As I said, many of these decisions are automatic because they have become subconscious behaviors and responses over the course of our life, so to change them first takes an increased awareness of our daily routines, reactions, and responses.  

For me, just doing this one thing, raising my awareness, has presented several opportunities to decide differently and respond to certain situations in a better, improved way.  

Personally, I’ve begun to see that the micro-decisions involving my perspective and the automatic emotional response to that perspective, are the areas where micro-decisions can be the most challenging to modify. By this I mean, these decisions are the ones that take some real intention and thoughtfulness to change because perspective and emotions are deeply engrained within me.  

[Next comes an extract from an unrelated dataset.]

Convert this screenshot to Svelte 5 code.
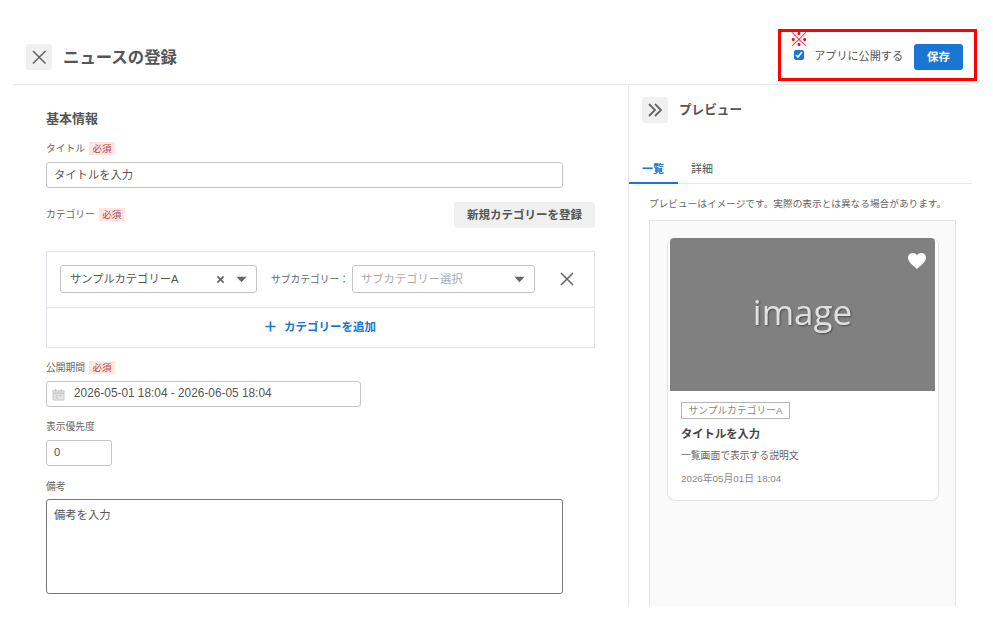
<script>
  const tabs = ['一覧', '詳細'];
</script>

<div class="page">
  <header class="top">
    <button class="icon-btn" aria-label="閉じる">
      <svg viewBox="0 0 26 26"><path d="M7 7l12.500 12.500M19.500 7L7 19.500" /></svg>
    </button>
    <h1>ニュースの登録</h1>
    <label class="publish">
      <input type="checkbox" checked />
      <span>アプリに公開する</span>
    </label>
    <button class="save">保存</button>

    <!-- 赤枠の注釈 -->
    <div class="callout"></div>
    <span class="mark">※</span>
  </header>

  <div class="columns">
    <main class="form">
      <h2>基本情報</h2>

      <div class="label-row first">タイトル <span class="req">必須</span></div>
      <input class="field wide" value="タイトルを入力" />

      <div class="cat-head">
        <div class="label-row">カテゴリー <span class="req">必須</span></div>
        <button class="sub-btn">新規カテゴリーを登録</button>
      </div>

      <div class="cat-box">
        <div class="cat-row">
          <div class="select main-select">
            <span class="val">サンプルカテゴリーA</span>
            <svg class="clear" viewBox="0 0 10 10"><path d="M1.500 1.500l7 7M8.500 1.500l-7 7" /></svg>
            <svg class="caret" viewBox="0 0 12 7"><path d="M0.500 0.500h11L6 6.500z" /></svg>
          </div>
          <span class="sub-label">サブカテゴリー：</span>
          <div class="select sub-select">
            <span class="val placeholder">サブカテゴリー選択</span>
            <svg class="caret" viewBox="0 0 12 7"><path d="M0.500 0.500h11L6 6.500z" /></svg>
          </div>
          <svg class="remove" viewBox="0 0 14 14"><path d="M1 1l12 12M13 1L1 13" /></svg>
        </div>
        <div class="cat-add">
          <svg viewBox="0 0 12 12"><path d="M6 .5v11M.5 6h11" /></svg>
          <span>カテゴリーを追加</span>
        </div>
      </div>

      <div class="label-row period">公開期間 <span class="req">必須</span></div>
      <div class="field date">
        <svg viewBox="0 0 14 14">
          <path class="cal-fill" d="M1 3h12v10H1z" />
          <path class="cal-line" d="M1 5.500h12M4 1v3M10 1v3M4 8h2M8 8h2M4 10.500h2" />
        </svg>
        <span>2026-05-01 18:04 - 2026-06-05 18:04</span>
      </div>

      <div class="label-row prio">表示優先度</div>
      <input class="field num" value="0" />

      <div class="label-row note-label">備考</div>
      <textarea class="memo">備考を入力</textarea>
    </main>

    <aside class="side">
      <div class="side-head">
        <button class="icon-btn" aria-label="閉じる">
          <svg viewBox="0 0 26 26"><path class="thick" d="M7 7l6 6-6 6M13 7l6 6-6 6" /></svg>
        </button>
        <h3>プレビュー</h3>
      </div>

      <div class="tabs">
        {#each tabs as tab, i}
          <span class="tab" class:active={i === 0}>{tab}</span>
        {/each}
      </div>

      <p class="hint">プレビューはイメージです。実際の表示とは異なる場合があります。</p>

      <div class="preview">
        <article class="card">
          <div class="thumb">
            <span class="thumb-text">image</span>
            <svg class="heart" viewBox="0 0 18 16"><path d="M9 16C4 11.600 0 8.600 0 4.800 0 2 2.100 0 4.800 0 6.400 0 8 .8 9 2.200 10 .8 11.600 0 13.200 0 15.900 0 18 2 18 4.800 18 8.600 14 11.600 9 16z" /></svg>
          </div>
          <div class="card-body">
            <span class="tag">サンプルカテゴリーA</span>
            <div class="card-title">タイトルを入力</div>
            <div class="card-desc">一覧画面で表示する説明文</div>
            <div class="card-date">2026年05月01日 18:04</div>
          </div>
        </article>
      </div>
    </aside>
  </div>
</div>

<style>
  :global(body) {
    margin: 0;
    background: #fff;
    font-family: "Liberation Sans", "Noto Sans CJK JP", sans-serif;
    color: #555;
  }

  .page {
    height: 606px;
    margin: 0 21px 0 13px;
    display: flex;
    flex-direction: column;
  }

  .top {
    position: relative;
    height: 85px;
    flex: none;
    box-sizing: border-box;
    padding: 44px 9px 0 13px;
    display: flex;
    align-items: flex-start;
    border-bottom: 1px solid #e8e8ec;
  }

  .icon-btn {
    width: 26px;
    height: 26px;
    padding: 0;
    border: 0;
    border-radius: 3px;
    background: #f0f0f0;
    flex: none;
  }

  .icon-btn svg {
    display: block;
    width: 26px;
    height: 26px;
    fill: none;
    stroke: #666;
    stroke-width: 1.6;
  }

  .icon-btn svg .thick {
    stroke-width: 1.8;
  }

  h1 {
    margin: 0 0 0 11px;
    font-size: 16.400px;
    line-height: 26px;
    font-weight: 700;
    color: #555;
  }

  .publish {
    margin-left: auto;
    display: flex;
    align-items: center;
    height: 22px;
    font-size: 11.100px;
    color: #555;
  }

  .publish input {
    width: 10px;
    height: 10px;
    margin: 0 10px 0 0;
    accent-color: #1976d2;
  }

  .save {
    width: 49px;
    height: 26px;
    margin-left: 11px;
    padding: 0 0 2px;
    border: 0;
    border-radius: 3px;
    background: #1976d2;
    color: #fff;
    font: 700 11.500px "Liberation Sans", "Noto Sans CJK JP", sans-serif;
  }

  .callout {
    position: absolute;
    left: 765px;
    top: 29px;
    width: 199px;
    height: 52px;
    box-sizing: border-box;
    border: 3px solid #f00;
    pointer-events: none;
  }

  .mark {
    position: absolute;
    left: 776px;
    top: 28px;
    font-size: 20px;
    line-height: 24px;
    color: #f00;
  }

  .columns {
    flex: 1;
    min-height: 0;
    overflow: hidden;
    display: grid;
    grid-template-columns: 616px 1fr;
  }

  .form {
    box-sizing: border-box;
    padding: 26px 33px 0;
    border-right: 1px solid #e8e8ec;
  }

  h2 {
    margin: 0;
    font-size: 13px;
    line-height: 16px;
    font-weight: 700;
  }

  .label-row {
    display: flex;
    align-items: center;
    gap: 4px;
    height: 14px;
    font-size: 9.750px;
    color: #666;
  }

  .label-row.first { margin-top: 14px; margin-bottom: 7px; }
  .label-row.period { margin-top: 12px; margin-bottom: 7px; }
  .label-row.prio { margin-top: 12px; margin-bottom: 7px; }
  .label-row.note-label { margin-top: 13px; margin-bottom: 6px; }

  .req {
    display: inline-block;
    width: 26px;
    height: 13px;
    line-height: 13px;
    text-align: center;
    font-size: 9.500px;
    color: #b5473c;
    background: #fde5e2;
  }

  .field {
    display: block;
    box-sizing: border-box;
    height: 26px;
    padding: 0 7px 2px;
    border: 1px solid #c4c4c4;
    border-radius: 3px;
    outline: 0;
    background: #fff;
    font: 11.300px "Liberation Sans", "Noto Sans CJK JP", sans-serif;
    color: #555;
  }

  .wide { width: 517px; }
  .num { width: 66px; }

  .cat-head {
    margin-top: 14px;
    display: flex;
    align-items: center;
    justify-content: space-between;
  }

  .cat-head .label-row {
    margin-bottom: 2px;
  }

  .sub-btn {
    width: 141px;
    height: 26px;
    padding: 0 0 2px;
    border: 0;
    border-radius: 3px;
    background: #f0f0f0;
    color: #555;
    font: 700 11.500px "Liberation Sans", "Noto Sans CJK JP", sans-serif;
  }

  .cat-box {
    margin-top: 23px;
    border: 1px solid #e4e4ea;
  }

  .cat-row {
    display: flex;
    align-items: center;
    height: 56px;
    box-sizing: border-box;
    padding: 0 20px 1px 13px;
    border-bottom: 1px solid #e4e4ea;
  }

  .select {
    box-sizing: border-box;
    height: 28px;
    padding: 0 9px;
    display: flex;
    align-items: center;
    border: 1px solid #c4c4c4;
    border-radius: 3px;
    font-size: 11.300px;
    flex: none;
  }

  .main-select { width: 197px; }
  .sub-select { width: 183px; padding-left: 8px; }

  .val { flex: 1; white-space: nowrap; padding-bottom: 2px; }
  .placeholder { color: #aaa; }

  .clear {
    width: 9px;
    height: 9px;
    margin-right: 11px;
    fill: none;
    stroke: #666;
    stroke-width: 1.800;
  }

  .caret {
    width: 11px;
    height: 7px;
    margin-top: 1px;
    fill: #666;
  }

  .sub-label {
    margin-left: 14px;
    width: 81px;
    flex: none;
    font-size: 9.750px;
    color: #666;
    white-space: nowrap;
    overflow: hidden;
  }

  .remove {
    width: 14px;
    height: 14px;
    margin-left: auto;
    fill: none;
    stroke: #666;
    stroke-width: 1.600;
  }

  .cat-add {
    height: 39px;
    box-sizing: border-box;
    padding-bottom: 3px;
    display: flex;
    align-items: center;
    justify-content: center;
    gap: 8px;
    font-size: 11.500px;
    font-weight: 700;
    color: #1976d2;
  }

  .cat-add svg {
    width: 11px;
    height: 11px;
    fill: none;
    stroke: #1976d2;
    stroke-width: 1.800;
  }

  .date {
    width: 315px;
    display: flex;
    align-items: center;
    gap: 9px;
    padding: 0 5px;
    font-size: 11.850px;
  }

  .date svg {
    width: 13px;
    height: 13px;
    flex: none;
  }

  .date span {
    padding-bottom: 2px;
  }

  .cal-fill { fill: #e2e2e2; stroke: #c8c8c8; stroke-width: 1; }
  .cal-line { fill: none; stroke: #bbb; stroke-width: 1; }

  .memo {
    display: block;
    box-sizing: border-box;
    width: 517px;
    height: 95px;
    padding: 6px 7px;
    border: 1px solid #767676;
    border-radius: 3px;
    outline: 0;
    resize: none;
    font: 11.300px "Liberation Sans", "Noto Sans CJK JP", sans-serif;
    color: #555;
  }

  .side {
    display: flex;
    flex-direction: column;
    min-height: 0;
  }

  .side-head {
    display: flex;
    align-items: center;
    gap: 11px;
    padding: 12px 0 0 13px;
  }

  h3 {
    margin: 0 0 3px;
    font-size: 12.600px;
    font-weight: 700;
    color: #555;
  }

  .tabs {
    margin-top: 32px;
    display: flex;
    height: 29px;
    box-sizing: border-box;
    border-bottom: 1px solid #e8e8ec;
  }

  .tab {
    box-sizing: border-box;
    height: 29px;
    padding: 0 14px 0 13px;
    line-height: 29px;
    font-size: 11px;
    color: #555;
  }

  .tab.active {
    width: 49px;
    font-weight: 700;
    color: #1976d2;
    border-bottom: 2px solid #1976d2;
  }

  .hint {
    margin: 13px 0 0 20px;
    font-size: 9.660px;
    line-height: 14px;
    color: #666;
    white-space: nowrap;
  }

  .preview {
    flex: 1;
    margin: 9px 16px 0 20px;
    box-sizing: border-box;
    padding: 17px 16px 0 17px;
    background: #fafafa;
    border: 1px solid #e5e5e5;
    border-bottom: 0;
  }

  .card {
    box-sizing: border-box;
    height: 263px;
    padding: 0 3px 0 2px;
    background: #fff;
    border: 1px solid #e2e2e2;
    border-top: 0;
    border-radius: 8px;
  }

  .thumb {
    position: relative;
    height: 153px;
    padding-bottom: 7px;
    box-sizing: border-box;
    display: flex;
    align-items: center;
    justify-content: center;
    background: #808080;
    border-radius: 4px 4px 0 0;
  }

  .thumb-text {
    font-family: "Open Sans", sans-serif;
    font-size: 35px;
    color: #e0e0e0;
    text-shadow: 1px 1px 2px rgba(0, 0, 0, 0.4);
    filter: blur(0.6px);
  }

  .heart {
    position: absolute;
    top: 15px;
    right: 9px;
    width: 18px;
    height: 16px;
    fill: #fff;
  }

  .card-body {
    padding: 11px 0 0 11px;
  }

  .tag {
    display: block;
    box-sizing: border-box;
    width: 109px;
    height: 17px;
    line-height: 15px;
    text-align: center;
    font-size: 9.800px;
    color: #888;
    border: 1px solid #b5b5b5;
  }

  .card-title {
    margin-top: 8px;
    font-size: 11.300px;
    line-height: 14px;
    font-weight: 700;
    color: #444;
  }

  .card-desc {
    margin-top: 8px;
    font-size: 9.800px;
    line-height: 14px;
    color: #666;
  }

  .card-date {
    margin-top: 9px;
    font-size: 9.800px;
    line-height: 14px;
    color: #888;
  }
</style>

This is where building mental muscle comes into play. To help make this more attainable, I have started viewing these types of micro-decisions as little tests or challenges. When I am presented with one and make the conscious decision to think and/or respond differently than I typically would, I see it as a little inner victory. For example, if I respond to something that is typically stressful to me, in a calmer, less reactive way, I see that as an inner win. This inner victory means I’ve strengthened my inner muscle in that moment, which increases positivity and improves my overall mindset.  

In closing, we often think that it’s the big things in life that really matter. While yes, they do, we can’t forget about the little things. The little decisions we make every day, over the course of time, make up the type of life we live and experience.  

Micro-decisions have a macro impact. 

So, raise your awareness to the many small decisions you are presented with each day. Are there any that you need to change? Are there any that if modified and adjusted, could improve the quality of your health, relationships, finances, and/or overall life?  

Remember, sometimes it’s the smallest decisions that overtime have the biggest impact.